Start building your U.S. credit history with confidence. Choose a zero annual fee card designed for students.
Apply for the Zolve Credit Card
FAQs
Does a student credit card build a credit score?
Yes. A student credit card is one of the most effective tools for anyone learning how to build a credit history. When payments are made on time and balances stay low, the issuer reports positive behavior to major credit bureaus. This helps students create their first credit file and strengthen their score over time.
How long does it take to build credit?
Building credit usually takes about three to six months of consistent activity. How fast progress appears depends on payment history, utilization, and account age. Students learning how to build credit often see initial scores once the bureaus receive enough reported data to generate a profile.
How can I raise my credit score fast?
Raising a credit score quickly involves paying bills on time, lowering utilization, avoiding new hard inquiries, and keeping your oldest account active. These credit score-building tips help the credit profile stabilize faster. However, sustainable improvement comes from steady, responsible habits rather than overnight fixes.

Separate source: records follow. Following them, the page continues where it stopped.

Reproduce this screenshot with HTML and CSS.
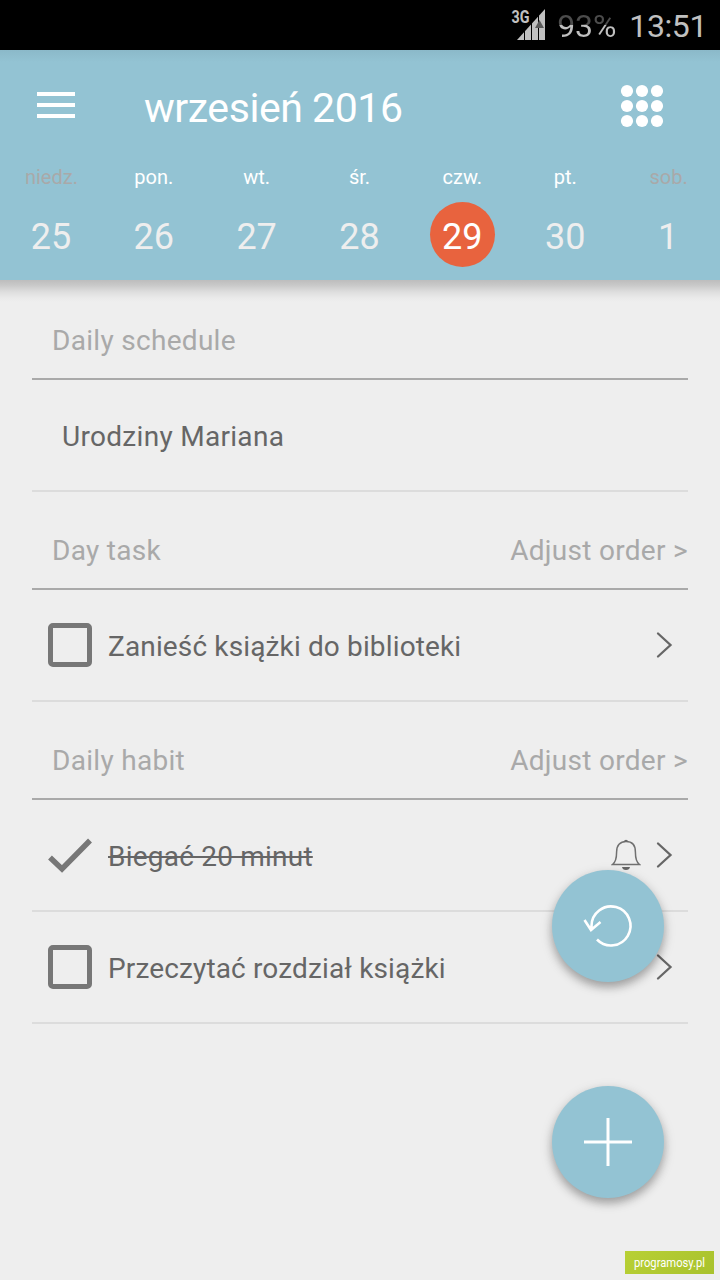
FILE: index.html
```html
<!DOCTYPE html>
<html lang="pl">
<head>
<meta charset="utf-8">
<title>wrzesień 2016</title>
<link rel="stylesheet" href="styles.css">
</head>
<body>
<div class="screen">
  <div class="statusbar">
    <svg class="signal" width="36" height="36" viewBox="0 0 36 36">
      <path d="M6 34L34 3V34Z" fill="#c0c0c0"/>
      <path d="M13.500 20V34M20.500 12V34M27.500 6V34" stroke="#000" stroke-width="1"/>
      <path d="M24 22L28.500 14L33 22Z" fill="#5a5a5a"/>
      <text class="network" x="0.500" y="17" textLength="18" lengthAdjust="spacingAndGlyphs">3G</text>
    </svg>
    <span class="battery">93%</span>
    <span class="clock">13:51</span>
  </div>

  <header class="header">
    <div class="toolbar">
      <svg class="menu" width="38" height="26" viewBox="0 0 38 26" fill="#fff">
        <path d="M0 0H38V4H0ZM0 11H38V15H0ZM0 22H38V26H0Z"/>
      </svg>
      <h1 class="title">wrzesień 2016</h1>
      <svg class="grid" width="44" height="44" viewBox="0 0 44 44" fill="#fff">
        <circle cx="7" cy="7" r="6.100"/><circle cx="22" cy="7" r="6.100"/><circle cx="37" cy="7" r="6.100"/>
        <circle cx="7" cy="22" r="6.100"/><circle cx="22" cy="22" r="6.100"/><circle cx="37" cy="22" r="6.100"/>
        <circle cx="7" cy="37" r="6.100"/><circle cx="22" cy="37" r="6.100"/><circle cx="37" cy="37" r="6.100"/>
      </svg>
    </div>
    <div class="week">
      <div class="day weekend"><span class="name">niedz.</span><span class="date">25</span></div>
      <div class="day"><span class="name">pon.</span><span class="date">26</span></div>
      <div class="day"><span class="name">wt.</span><span class="date">27</span></div>
      <div class="day"><span class="name">śr.</span><span class="date">28</span></div>
      <div class="day"><span class="name">czw.</span><span class="date today">29</span></div>
      <div class="day"><span class="name">pt.</span><span class="date">30</span></div>
      <div class="day weekend"><span class="name">sob.</span><span class="date">1</span></div>
    </div>
  </header>

  <main class="content">
    <div class="section"><span>Daily schedule</span></div>
    <div class="row event"><span class="label">Urodziny Mariana</span></div>

    <div class="section"><span>Day task</span><span class="adjust">Adjust order &gt;</span></div>
    <div class="row">
      <span class="box"></span><span class="label long">Zanieść książki do biblioteki</span>
      <svg class="chevron" width="18" height="28" viewBox="0 0 18 28"><path d="M2 2.500L14.500 14L2 25.500"/></svg>
    </div>

    <div class="section"><span>Daily habit</span><span class="adjust">Adjust order &gt;</span></div>
    <div class="row">
      <svg class="check" width="44" height="44" viewBox="0 0 44 44"><path d="M2 24.500L14 36L42 7.500"/></svg>
      <span class="label done">Biegać 20 minut</span>
      <svg class="bell" width="30" height="32" viewBox="0 0 30 32">
        <path d="M1.500 25.500C5 23 5.600 19 5.600 13C5.600 6.500 9 2.600 15 2.600S24.400 6.500 24.400 13C24.400 19 25 23 28.500 25.500Z" fill="none" stroke="#707070" stroke-width="1.500"/>
        <path d="M12.500 2.500Q15 -1 17.500 2.500ZM11 28H19Q18.500 31 15 31T11 28Z" fill="#666"/>
      </svg>
      <svg class="chevron" width="18" height="28" viewBox="0 0 18 28"><path d="M2 2.500L14.500 14L2 25.500"/></svg>
    </div>
    <div class="row">
      <span class="box"></span><span class="label long">Przeczytać rozdział książki</span>
      <svg class="chevron" width="18" height="28" viewBox="0 0 18 28"><path d="M2 2.500L14.500 14L2 25.500"/></svg>
    </div>
  </main>

  <div class="fab undo">
    <svg width="112" height="112" viewBox="0 0 112 112" fill="none" stroke="#fff" stroke-width="2.600">
      <path d="M39.500 60V56A19.500 19.500 0 1 1 45 69.500M32.500 50L39 60L48.500 52"/>
    </svg>
  </div>
  <div class="fab add">
    <svg width="112" height="112" viewBox="0 0 112 112" fill="none" stroke="#fff" stroke-width="3">
      <path d="M32 56H80M56 32V80"/>
    </svg>
  </div>
  <div class="watermark"><svg width="89" height="23" viewBox="0 0 89 23"><text x="9" y="15.500" textLength="71" lengthAdjust="spacingAndGlyphs">programosy.pl</text></svg></div>
</div>
</body>
</html>
```

FILE: styles.css
```css
* { box-sizing: border-box; }
body { margin: 0; background: #eee; font-family: Roboto, "Noto Sans", sans-serif; }
svg { display: block; flex: none; }
.screen { position: relative; width: 720px; height: 1280px; overflow: hidden; background: #eee; }

.statusbar { height: 50px; background: #000; display: flex; justify-content: flex-end; align-items: center; padding-right: 13px; color: #c0c0c0; font-size: 32px; line-height: 50px; white-space: nowrap; }
.signal { margin: -3px 10px 0 0; }
.network { font-size: 18px; font-weight: 700; fill: #c0c0c0; stroke: #000; stroke-width: 2px; paint-order: stroke; }
.battery { margin-right: 13px; padding-top: 2px; color: transparent; background: linear-gradient(#4c4c4c 26px, #c0c0c0 26px); background-clip: text; -webkit-background-clip: text; letter-spacing: -0.1px; }
.clock { padding-top: 2px; letter-spacing: -0.4px; }

.header { height: 230px; color: #fff; background: linear-gradient(#8bb9c9, #93c3d3 12px); display: flex; flex-direction: column; }
.toolbar { height: 112px; display: flex; align-items: center; padding: 0 56px 0 37px; }
.menu { margin-top: -2px; }
.title { margin: 4px auto 0 69px; font-size: 41px; font-weight: 400; line-height: 48px; letter-spacing: -0.45px; white-space: nowrap; }
.week { display: grid; grid-template-columns: repeat(7, 1fr); }
.day { display: flex; flex-direction: column; align-items: center; }
.name { font-size: 20px; line-height: 30px; margin-left: -1px; }
.weekend .name { color: #a9a9a9; margin-left: 0; }
.date { width: 65px; height: 65px; margin-top: 10px; padding-right: 1px; border-radius: 50%; line-height: 70px; font-size: 36px; color: #eee; text-align: center; }
.today { background: #e8633e; color: #fff; }

.content { padding: 2px 32px 0; font-size: 28px; letter-spacing: 0.3px; background: linear-gradient(#bdbdbd, #c8c8c8 5px, #dedede 12px, #eaeaea 18px, #eee 22px); }
.section { height: 98px; padding: 20px 0 0 20px; border-bottom: 2px solid #a9a9a9; color: #a9a9a9; display: flex; align-items: center; justify-content: space-between; }
.row { height: 112px; padding: 0 14px 0 16px; border-bottom: 2px solid #dcdcdc; color: #666; display: flex; align-items: center; }
.label { margin: 2px auto 0 16px; white-space: nowrap; }
.long { letter-spacing: 0.14px; }
.event .label { margin-left: 14px; }
.done { text-decoration: line-through; text-decoration-thickness: 2px; letter-spacing: 0.22px; }
.box { width: 44px; height: 44px; border: 5px solid #777; border-radius: 5px; }
.check path { fill: none; stroke: #777; stroke-width: 5.500px; }
.bell { margin-right: 15px; }
.chevron path { fill: none; stroke: #666; stroke-width: 2.300px; stroke-linecap: round; }

.fab { position: absolute; left: 552px; width: 112px; height: 112px; border-radius: 50%; background: #93c3d3; box-shadow: 0 5px 9px rgba(0, 0, 0, .26), 0 4px 14px rgba(0, 0, 0, .12); }
.undo { top: 870px; }
.add { top: 1086px; }
.watermark { position: absolute; left: 625px; top: 1251px; width: 89px; height: 23px; background: linear-gradient(135deg, #b8d035, #a9c22d); }
.watermark svg { overflow: visible; }
.watermark text { font-size: 13px; fill: #fff; font-weight: 400; }
```
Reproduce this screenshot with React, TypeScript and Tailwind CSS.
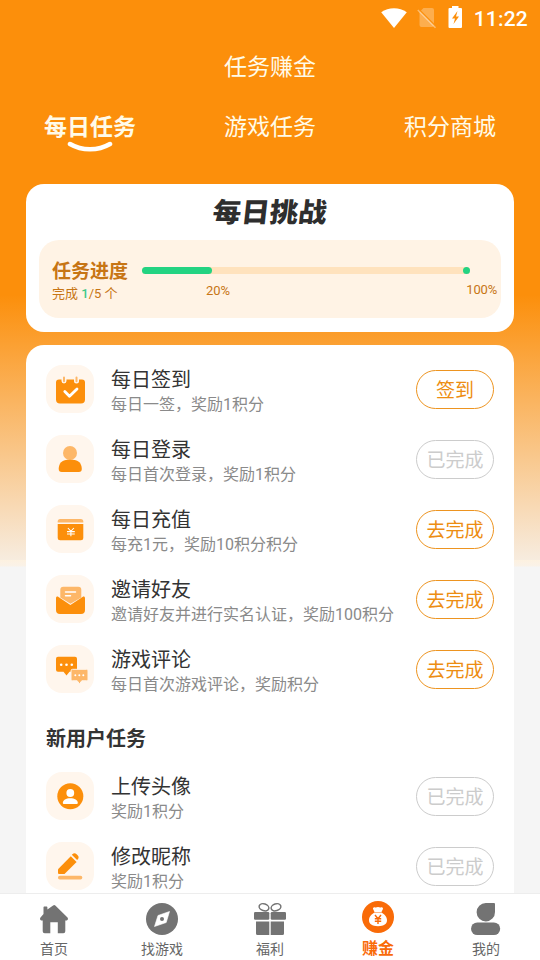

What is a good credit score number?
A good credit score typically falls above 670 in many scoring models. However, students should focus less on the number and more on building a good credit history through consistent repayment and low balances. Strong habits early on lead to higher scores and better financial opportunities later.
How can you start your credit?
Students can start their credit journey by opening a student-friendly credit card or a secured card, using it for small expenses, and paying it off in full each month. This is one of the easiest ways to build credit and helps begin establishing a reliable credit history.